Le reti di stakeholders che agiscono su specifiche politiche già esistono e se ne formeranno delle altre; il compito del federalismo organizzato non consisterà nel crearne di nuove, ma nell’entrare a far parte dei networks esistenti per dare concretezza settoriale e di scopo a tali iniziative.
Ogni proposta tematica si scontra infatti con i palesi limiti istituzionali dell’attuale assetto comunitario e sarà dunque sempre opportuno rilevare che ciascun progetto politico rischia di essere velleitario se non affronta il cruciale tema della governance.
Una costellazione di iniziative rischia però un’atomizzazione se non si è in grado di porre a tutti un chiaro obbiettivo politico e strategico, definito nel tempo. In questo senso la proposta di una “Conferenza sul futuro dell’Europa”, avanzata anche nelle Political Guidelines, rappresenta un perfetto punto di caduta per coordinare le iniziative settoriali.
Per evitare un mero esercizio di stile, questo appuntamento istituzionale dovrà essere accompagnato e rafforzato dalla società civile e portare ad un momento di discontinuità. Sarà allora compito fondamentale dei federalisti assicurarsi che le principali iniziative politiche su cui lavorerà la prossima Commissione siano inserite nel processo di proposta che ci avvicinerà alla Conferenza sul futuro dell’Europa e, soprattutto, che tali proposte, concordate con i diversi attori della società civile, includano una proposta di riforma dei trattati che miri all’apertura di un processo costituzionale capace di definire i tratti valoriali ed istituzionali che definiranno l’Europa del futuro.
Le reti settoriali formatesi, avranno anche però necessità di rivedersi in un’iniziativa comune che supporti simbolicamente e mediaticamente l’iniziativa politica.

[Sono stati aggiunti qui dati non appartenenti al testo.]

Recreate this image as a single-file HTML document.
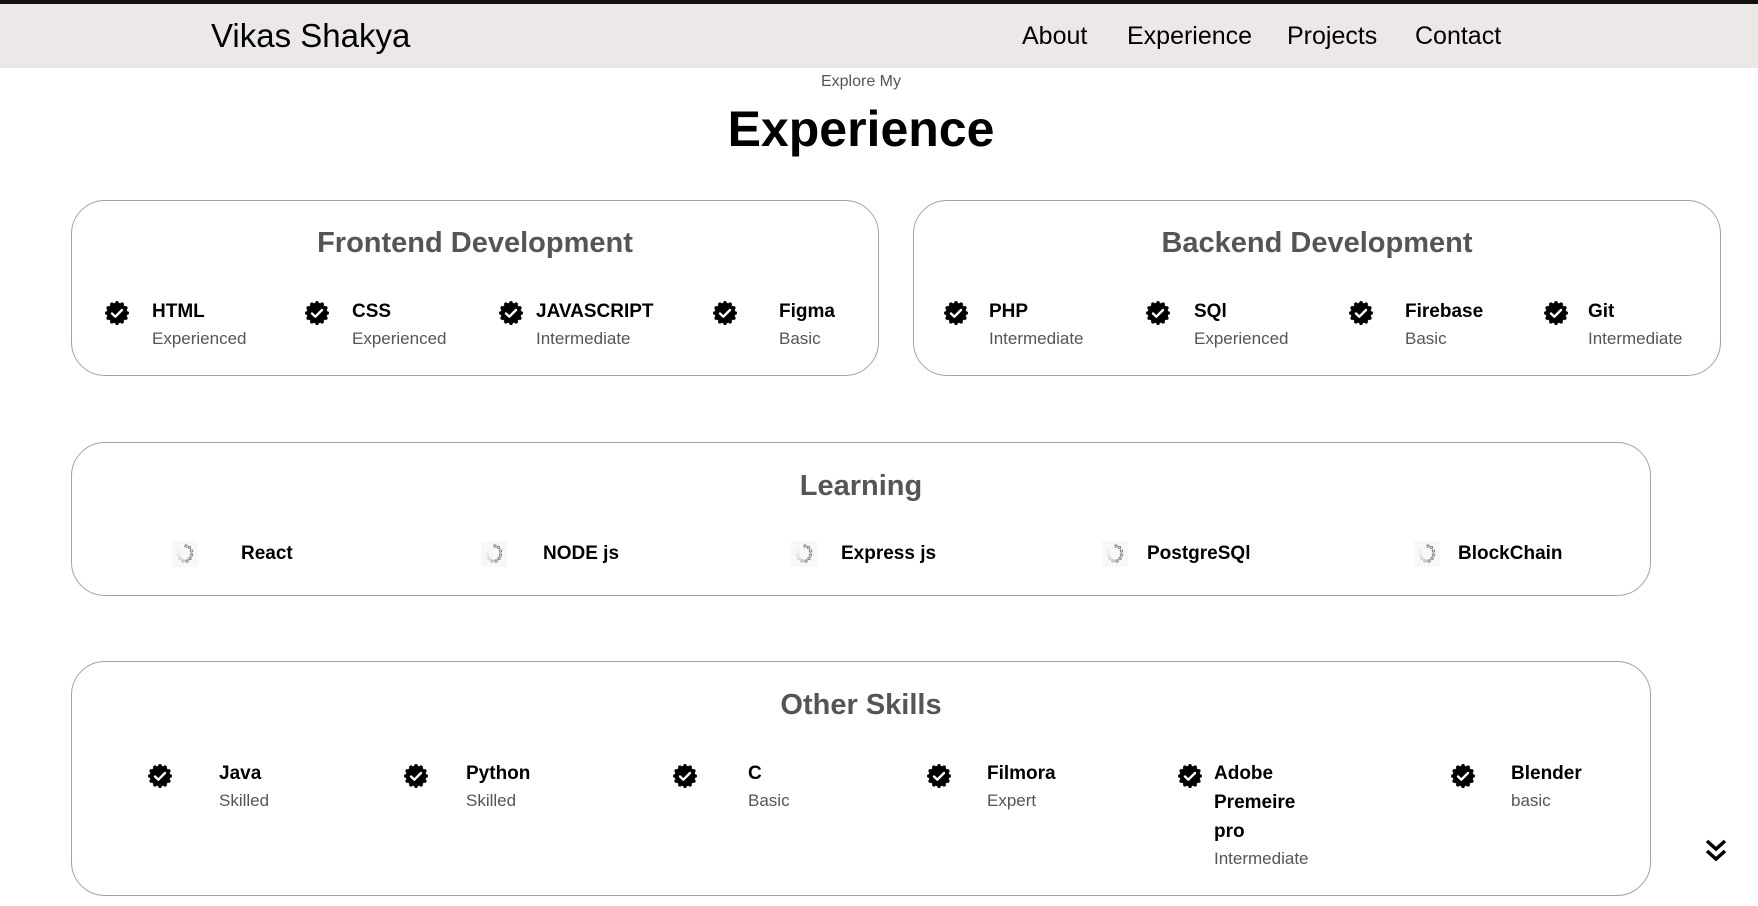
<!DOCTYPE html>
<html><head><meta charset="utf-8"><style>
*{margin:0;padding:0;box-sizing:border-box}
body{width:1758px;height:906px;overflow:hidden;background:#fff;font-family:"Liberation Sans",sans-serif;position:relative;color:#000}
.a{position:absolute;white-space:nowrap}
.nav{position:absolute;left:0;top:0;width:1758px;height:68px;background:#ede8e8;border-top:4px solid #111}
.card{position:absolute;border:1px solid #a3a3a3;border-radius:34px}
.t{position:absolute;font-size:29px;font-weight:bold;color:#555;line-height:34px;transform:translateX(-50%)}
.n{font-size:19px;font-weight:bold;line-height:24px}
.s{font-size:17px;color:#555;line-height:22px}
.ic{position:absolute;width:24px;height:24px}
.sp{position:absolute;width:26px;height:26px}
</style></head><body>
<div class="nav"></div>
<div class="a" style="left:211px;top:16px;font-size:33px;line-height:40px">Vikas Shakya</div>
<div class="a" style="left:1022px;top:21px;font-size:25px;line-height:30px">About</div>
<div class="a" style="left:1127px;top:21px;font-size:25px;line-height:30px">Experience</div>
<div class="a" style="left:1287px;top:21px;font-size:25px;line-height:30px">Projects</div>
<div class="a" style="left:1415px;top:21px;font-size:25px;line-height:30px">Contact</div>
<div class="a" style="left:861px;top:73px;font-size:16px;line-height:18px;color:#555;transform:translateX(-50%)">Explore My</div>
<div class="a" style="left:861px;top:99px;font-size:50px;font-weight:bold;line-height:60px;transform:translateX(-50%)">Experience</div>

<div class="card" style="left:71px;top:200px;width:808px;height:176px"></div>
<div class="card" style="left:913px;top:200px;width:808px;height:176px"></div>
<div class="card" style="left:71px;top:442px;width:1580px;height:154px"></div>
<div class="card" style="left:71px;top:661px;width:1580px;height:235px"></div>

<div class="t a" style="left:475px;top:226px">Frontend Development</div>
<div class="t a" style="left:1317px;top:226px">Backend Development</div>
<div class="t a" style="left:861px;top:469px">Learning</div>
<div class="t a" style="left:861px;top:688px">Other Skills</div>

<svg width="0" height="0" style="position:absolute"><defs>
<symbol id="ck" viewBox="0 0 24 24"><g fill="#000"><circle cx="12" cy="12" r="10.3"/>
<circle cx="12" cy="1.8" r="1.8"/><circle cx="17.1" cy="3.2" r="1.8"/><circle cx="20.8" cy="6.9" r="1.8"/><circle cx="22.2" cy="12" r="1.8"/><circle cx="20.8" cy="17.1" r="1.8"/><circle cx="17.1" cy="20.8" r="1.8"/><circle cx="12" cy="22.2" r="1.8"/><circle cx="6.9" cy="20.8" r="1.8"/><circle cx="3.2" cy="17.1" r="1.8"/><circle cx="1.8" cy="12" r="1.8"/><circle cx="3.2" cy="6.9" r="1.8"/><circle cx="6.9" cy="3.2" r="1.8"/></g>
<path d="M7 12.5l3.3 3.2L17 9" fill="none" stroke="#fff" stroke-width="2.4" stroke-linecap="round" stroke-linejoin="round"/></symbol>
<symbol id="sp" viewBox="0 0 26 26"><rect width="26" height="26" fill="#f8f8f8"/><g fill="none" stroke="#777" stroke-width=".9"><circle cx="14" cy="5" r="1.2"/><circle cx="17.5" cy="6.5" r="1.2"/><circle cx="19.5" cy="10" r="1.2"/><circle cx="19.5" cy="14" r="1.2"/><circle cx="18" cy="17.5" r="1.2"/><circle cx="15" cy="20" r="1.2"/><circle cx="11" cy="20" r="1.2" stroke="#aaa"/><circle cx="8" cy="17.5" r="1.2" stroke="#ccc"/><circle cx="6.5" cy="14" r="1.2" stroke="#ddd"/><circle cx="6.5" cy="10" r="1.2" stroke="#eee"/></g></symbol>
</defs></svg>

<!-- Frontend -->
<svg class="ic" style="left:105px;top:301px"><use href="#ck"/></svg>
<div class="a n" style="left:152px;top:300px">HTML</div><div class="a s" style="left:152px;top:328px">Experienced</div>
<svg class="ic" style="left:305px;top:301px"><use href="#ck"/></svg>
<div class="a n" style="left:352px;top:300px">CSS</div><div class="a s" style="left:352px;top:328px">Experienced</div>
<svg class="ic" style="left:499px;top:301px"><use href="#ck"/></svg>
<div class="a n" style="left:536px;top:300px">JAVASCRIPT</div><div class="a s" style="left:536px;top:328px">Intermediate</div>
<svg class="ic" style="left:713px;top:301px"><use href="#ck"/></svg>
<div class="a n" style="left:779px;top:300px">Figma</div><div class="a s" style="left:779px;top:328px">Basic</div>
<!-- Backend -->
<svg class="ic" style="left:944px;top:301px"><use href="#ck"/></svg>
<div class="a n" style="left:989px;top:300px">PHP</div><div class="a s" style="left:989px;top:328px">Intermediate</div>
<svg class="ic" style="left:1146px;top:301px"><use href="#ck"/></svg>
<div class="a n" style="left:1194px;top:300px">SQl</div><div class="a s" style="left:1194px;top:328px">Experienced</div>
<svg class="ic" style="left:1349px;top:301px"><use href="#ck"/></svg>
<div class="a n" style="left:1405px;top:300px">Firebase</div><div class="a s" style="left:1405px;top:328px">Basic</div>
<svg class="ic" style="left:1544px;top:301px"><use href="#ck"/></svg>
<div class="a n" style="left:1588px;top:300px">Git</div><div class="a s" style="left:1588px;top:328px">Intermediate</div>
<!-- Learning -->
<svg class="sp" style="left:172px;top:541px"><use href="#sp"/></svg><div class="a n" style="left:241px;top:542px">React</div>
<svg class="sp" style="left:481px;top:541px"><use href="#sp"/></svg><div class="a n" style="left:543px;top:542px">NODE js</div>
<svg class="sp" style="left:791px;top:541px"><use href="#sp"/></svg><div class="a n" style="left:841px;top:542px">Express js</div>
<svg class="sp" style="left:1102px;top:541px"><use href="#sp"/></svg><div class="a n" style="left:1147px;top:542px">PostgreSQl</div>
<svg class="sp" style="left:1414px;top:541px"><use href="#sp"/></svg><div class="a n" style="left:1458px;top:542px">BlockChain</div>
<!-- Other -->
<svg class="ic" style="left:148px;top:764px"><use href="#ck"/></svg>
<div class="a n" style="left:219px;top:762px">Java</div><div class="a s" style="left:219px;top:790px">Skilled</div>
<svg class="ic" style="left:404px;top:764px"><use href="#ck"/></svg>
<div class="a n" style="left:466px;top:762px">Python</div><div class="a s" style="left:466px;top:790px">Skilled</div>
<svg class="ic" style="left:673px;top:764px"><use href="#ck"/></svg>
<div class="a n" style="left:748px;top:762px">C</div><div class="a s" style="left:748px;top:790px">Basic</div>
<svg class="ic" style="left:927px;top:764px"><use href="#ck"/></svg>
<div class="a n" style="left:987px;top:762px">Filmora</div><div class="a s" style="left:987px;top:790px">Expert</div>
<svg class="ic" style="left:1178px;top:764px"><use href="#ck"/></svg>
<div class="a n" style="left:1214px;top:759px;line-height:29px;white-space:normal;width:110px">Adobe Premeire pro</div><div class="a s" style="left:1214px;top:848px">Intermediate</div>
<svg class="ic" style="left:1451px;top:764px"><use href="#ck"/></svg>
<div class="a n" style="left:1511px;top:762px">Blender</div><div class="a s" style="left:1511px;top:790px">basic</div>

<svg style="position:absolute;left:1704px;top:838px" width="24" height="26" viewBox="0 0 24 26"><path d="M3 3l9 8 9-8M3 13l9 8 9-8" fill="none" stroke="#000" stroke-width="3.5" stroke-linejoin="miter"/></svg>
</body></html>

I federalisti hanno già sperimentato tale metodo in occasione della March for Europe 2017. Una grande manifestazione in occasione dell’apertura della Conferenza sul Futuro dell’Europa sarebbe allora un’occasione perfetta per radunare la società civile e per dare indirizzo e forza politica alle istanze federaliste nella Conferenza stessa.